"""

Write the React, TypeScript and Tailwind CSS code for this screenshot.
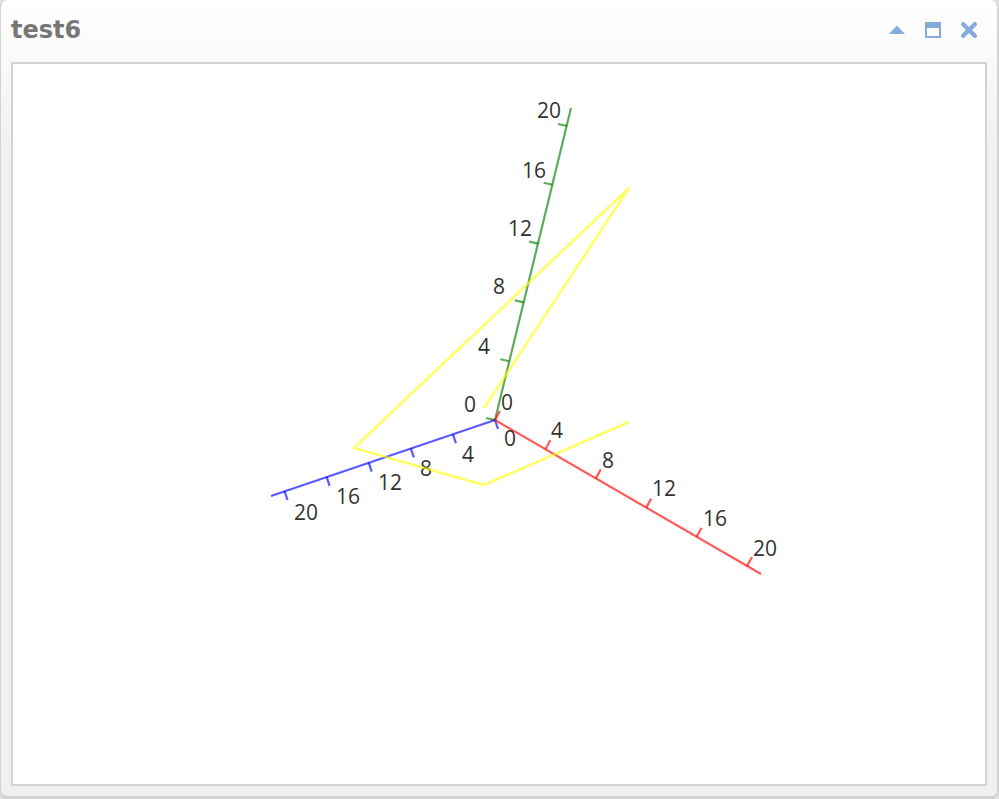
type Axis = {
  name: string
  color: string
  end: [number, number]
  step: [number, number]
  tick: [number, number]
  labels: [string, number, number][]
}

const ORIGIN: [number, number] = [482, 356]

const AXES: Axis[] = [
  {
    name: "y",
    color: "#008000",
    end: [558, 44],
    step: [14.4, -58.8],
    tick: [-9, -2],
    labels: [["0", 457, 348], ["4", 471, 290], ["8", 486, 230], ["12", 507, 172], ["16", 521, 114], ["20", 536, 54]],
  },
  {
    name: "z",
    color: "#0000ff",
    end: [258, 432],
    step: [-42.1, 14.2],
    tick: [3, 9],
    labels: [["0", 497, 382], ["4", 455, 398], ["8", 413, 412], ["12", 377, 426], ["16", 335, 440], ["20", 293, 456]],
  },
  {
    name: "x",
    color: "#ff0000",
    end: [748, 510],
    step: [50.4, 29.2],
    tick: [5, -9],
    labels: [["0", 494, 346], ["4", 544, 374], ["8", 595, 404], ["12", 651, 432], ["16", 702, 462], ["20", 752, 492]],
  },
]

const SERIES = [
  [471, 344],
  [616, 124],
  [341, 384],
  [471, 421],
  [616, 358],
]

function Chart() {
  const [ox, oy] = ORIGIN
  return (
    <svg viewBox="0 0 972 720" className="block h-full w-full" role="img" aria-label="3D line chart">
      {AXES.map(({ name, color, end, step, tick }) => (
        <g key={name} stroke={color} strokeOpacity={0.65} strokeWidth={2.2} fill="none">
          <path d={`M${ox} ${oy}L${end[0]} ${end[1]}`} />
          {[0, 1, 2, 3, 4, 5].map((i) => (
            <path key={i} d={`M${ox + step[0] * i} ${oy + step[1] * i}l${tick[0]} ${tick[1]}`} />
          ))}
        </g>
      ))}
      <g fill="#333333" fontSize={21} textAnchor="middle" className="font-['Open_Sans',sans-serif]">
        {AXES.map(({ name, labels }) =>
          labels.map(([text, x, y]) => (
            <text key={name + text} x={x} y={y}>
              {text}
            </text>
          ))
        )}
      </g>
      <polyline
        points={SERIES.map((p) => p.join(",")).join(" ")}
        fill="none"
        stroke="#ffff00"
        strokeOpacity={0.6}
        strokeWidth={2.6}
      />
    </svg>
  )
}

export default function App() {
  return (
    <div className="h-screen bg-[#e0e0e0]">
      <section className="flex h-full flex-col rounded-lg border-r-2 border-b-3 border-l border-[#d3d3d3] bg-linear-to-b from-white to-[#f0f0f0] to-[160px] px-2.5 pb-2.5">
        <header className="flex h-[62px] shrink-0 items-center justify-between pr-2 pb-0.5">
          <h1 className="font-['DejaVu_Sans',Verdana,sans-serif] text-2xl font-bold text-[#777777]">test6</h1>
          <div className="flex gap-4 text-[#87aadc]">
            <button type="button" aria-label="Collapse" className="cursor-pointer">
              <svg width="20" height="20" viewBox="0 0 20 20" fill="currentColor">
                <path d="M2 14 9 6.6Q10 5.6 11 6.6L18 14Z" />
              </svg>
            </button>
            <button type="button" aria-label="Maximize" className="cursor-pointer">
              <svg width="20" height="20" viewBox="0 0 20 20" fill="currentColor">
                <path fillRule="evenodd" d="M2 2H18V18H2ZM4 8V16H16V8Z" />
              </svg>
            </button>
            <button type="button" aria-label="Close" className="cursor-pointer">
              <svg width="20" height="20" viewBox="0 0 20 20" fill="none" stroke="currentColor" strokeWidth="4.4" strokeLinecap="round">
                <path d="M4.2 4.2 15.8 15.8M15.8 4.2 4.2 15.8" />
              </svg>
            </button>
          </div>
        </header>
        <main className="min-h-0 flex-1 border-2 border-[#d3d3d3] bg-white">
          <Chart />
        </main>
      </section>
    </div>
  )
}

"""

-- Instruction --
Would you reproduce the lines above, from the very first through the line containing "const ORIGIN: [number, number] = [482, 356]", exactly and without the pictures?

-- Response to the exercise --
Write the React, TypeScript and Tailwind CSS code for this screenshot.
type Axis = {
  name: string
  color: string
  end: [number, number]
  step: [number, number]
  tick: [number, number]
  labels: [string, number, number][]
}

const ORIGIN: [number, number] = [482, 356]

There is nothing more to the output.